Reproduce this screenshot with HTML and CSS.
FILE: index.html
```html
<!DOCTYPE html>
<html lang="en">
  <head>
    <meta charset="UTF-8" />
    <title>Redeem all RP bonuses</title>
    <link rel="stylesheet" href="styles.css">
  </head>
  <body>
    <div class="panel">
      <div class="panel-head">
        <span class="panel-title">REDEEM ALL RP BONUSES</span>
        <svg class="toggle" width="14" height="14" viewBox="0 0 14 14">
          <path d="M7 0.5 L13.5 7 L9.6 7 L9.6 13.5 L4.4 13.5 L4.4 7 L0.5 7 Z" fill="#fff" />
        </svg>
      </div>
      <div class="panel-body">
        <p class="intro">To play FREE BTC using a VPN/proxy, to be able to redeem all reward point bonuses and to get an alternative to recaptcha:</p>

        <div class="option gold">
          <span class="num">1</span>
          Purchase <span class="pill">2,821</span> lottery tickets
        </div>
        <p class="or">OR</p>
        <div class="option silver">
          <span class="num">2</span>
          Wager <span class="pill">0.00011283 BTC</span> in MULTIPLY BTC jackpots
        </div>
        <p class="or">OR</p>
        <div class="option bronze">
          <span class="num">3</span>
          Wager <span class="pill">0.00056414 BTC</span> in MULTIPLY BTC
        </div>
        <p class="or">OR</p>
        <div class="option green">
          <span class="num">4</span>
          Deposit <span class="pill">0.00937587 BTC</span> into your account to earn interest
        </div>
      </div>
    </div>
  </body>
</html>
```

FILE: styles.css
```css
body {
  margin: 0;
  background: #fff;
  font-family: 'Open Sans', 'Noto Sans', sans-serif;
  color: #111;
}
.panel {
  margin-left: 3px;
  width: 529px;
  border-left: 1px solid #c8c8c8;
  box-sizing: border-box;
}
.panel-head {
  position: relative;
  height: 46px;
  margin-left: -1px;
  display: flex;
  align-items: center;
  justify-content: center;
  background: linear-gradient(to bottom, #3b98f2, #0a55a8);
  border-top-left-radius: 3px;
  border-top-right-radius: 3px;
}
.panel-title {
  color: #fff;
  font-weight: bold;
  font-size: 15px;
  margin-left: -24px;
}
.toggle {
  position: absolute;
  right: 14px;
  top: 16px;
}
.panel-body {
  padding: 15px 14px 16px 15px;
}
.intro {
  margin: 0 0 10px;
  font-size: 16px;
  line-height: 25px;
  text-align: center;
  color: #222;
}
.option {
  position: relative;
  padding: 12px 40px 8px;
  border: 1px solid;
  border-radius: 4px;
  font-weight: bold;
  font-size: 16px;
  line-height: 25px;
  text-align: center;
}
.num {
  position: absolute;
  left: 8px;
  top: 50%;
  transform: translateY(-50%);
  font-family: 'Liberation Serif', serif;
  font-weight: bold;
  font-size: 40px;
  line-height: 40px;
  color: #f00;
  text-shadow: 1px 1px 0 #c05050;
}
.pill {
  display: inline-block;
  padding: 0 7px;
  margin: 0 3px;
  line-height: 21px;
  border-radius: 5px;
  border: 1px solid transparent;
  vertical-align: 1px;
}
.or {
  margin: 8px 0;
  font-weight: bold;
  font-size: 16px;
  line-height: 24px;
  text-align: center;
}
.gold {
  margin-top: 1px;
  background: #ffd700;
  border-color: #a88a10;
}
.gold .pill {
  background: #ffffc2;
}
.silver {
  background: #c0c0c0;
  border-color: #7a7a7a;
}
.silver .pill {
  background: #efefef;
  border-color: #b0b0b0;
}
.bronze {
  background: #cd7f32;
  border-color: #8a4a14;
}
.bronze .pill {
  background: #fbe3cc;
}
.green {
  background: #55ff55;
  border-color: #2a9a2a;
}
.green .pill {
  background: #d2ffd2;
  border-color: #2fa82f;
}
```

== == ==

Stated problem
Print the complete listing again, exactly as it stands.

Response
Reproduce this screenshot with HTML and CSS.
FILE: index.html
```html
<!DOCTYPE html>
<html lang="en">
  <head>
    <meta charset="UTF-8" />
    <title>Redeem all RP bonuses</title>
    <link rel="stylesheet" href="styles.css">
  </head>
  <body>
    <div class="panel">
      <div class="panel-head">
        <span class="panel-title">REDEEM ALL RP BONUSES</span>
        <svg class="toggle" width="14" height="14" viewBox="0 0 14 14">
          <path d="M7 0.5 L13.5 7 L9.6 7 L9.6 13.5 L4.4 13.5 L4.4 7 L0.5 7 Z" fill="#fff" />
        </svg>
      </div>
      <div class="panel-body">
        <p class="intro">To play FREE BTC using a VPN/proxy, to be able to redeem all reward point bonuses and to get an alternative to recaptcha:</p>

        <div class="option gold">
          <span class="num">1</span>
          Purchase <span class="pill">2,821</span> lottery tickets
        </div>
        <p class="or">OR</p>
        <div class="option silver">
          <span class="num">2</span>
          Wager <span class="pill">0.00011283 BTC</span> in MULTIPLY BTC jackpots
        </div>
        <p class="or">OR</p>
        <div class="option bronze">
          <span class="num">3</span>
          Wager <span class="pill">0.00056414 BTC</span> in MULTIPLY BTC
        </div>
        <p class="or">OR</p>
        <div class="option green">
          <span class="num">4</span>
          Deposit <span class="pill">0.00937587 BTC</span> into your account to earn interest
        </div>
      </div>
    </div>
  </body>
</html>
```

FILE: styles.css
```css
body {
  margin: 0;
  background: #fff;
  font-family: 'Open Sans', 'Noto Sans', sans-serif;
  color: #111;
}
.panel {
  margin-left: 3px;
  width: 529px;
  border-left: 1px solid #c8c8c8;
  box-sizing: border-box;
}
.panel-head {
  position: relative;
  height: 46px;
  margin-left: -1px;
  display: flex;
  align-items: center;
  justify-content: center;
  background: linear-gradient(to bottom, #3b98f2, #0a55a8);
  border-top-left-radius: 3px;
  border-top-right-radius: 3px;
}
.panel-title {
  color: #fff;
  font-weight: bold;
  font-size: 15px;
  margin-left: -24px;
}
.toggle {
  position: absolute;
  right: 14px;
  top: 16px;
}
.panel-body {
  padding: 15px 14px 16px 15px;
}
.intro {
  margin: 0 0 10px;
  font-size: 16px;
  line-height: 25px;
  text-align: center;
  color: #222;
}
.option {
  position: relative;
  padding: 12px 40px 8px;
  border: 1px solid;
  border-radius: 4px;
  font-weight: bold;
  font-size: 16px;
  line-height: 25px;
  text-align: center;
}
.num {
  position: absolute;
  left: 8px;
  top: 50%;
  transform: translateY(-50%);
  font-family: 'Liberation Serif', serif;
  font-weight: bold;
  font-size: 40px;
  line-height: 40px;
  color: #f00;
  text-shadow: 1px 1px 0 #c05050;
}
.pill {
  display: inline-block;
  padding: 0 7px;
  margin: 0 3px;
  line-height: 21px;
  border-radius: 5px;
  border: 1px solid transparent;
  vertical-align: 1px;
}
.or {
  margin: 8px 0;
  font-weight: bold;
  font-size: 16px;
  line-height: 24px;
  text-align: center;
}
.gold {
  margin-top: 1px;
  background: #ffd700;
  border-color: #a88a10;
}
.gold .pill {
  background: #ffffc2;
}
.silver {
  background: #c0c0c0;
  border-color: #7a7a7a;
}
.silver .pill {
  background: #efefef;
  border-color: #b0b0b0;
}
.bronze {
  background: #cd7f32;
  border-color: #8a4a14;
}
.bronze .pill {
  background: #fbe3cc;
}
.green {
  background: #55ff55;
  border-color: #2a9a2a;
}
.green .pill {
  background: #d2ffd2;
  border-color: #2fa82f;
}
```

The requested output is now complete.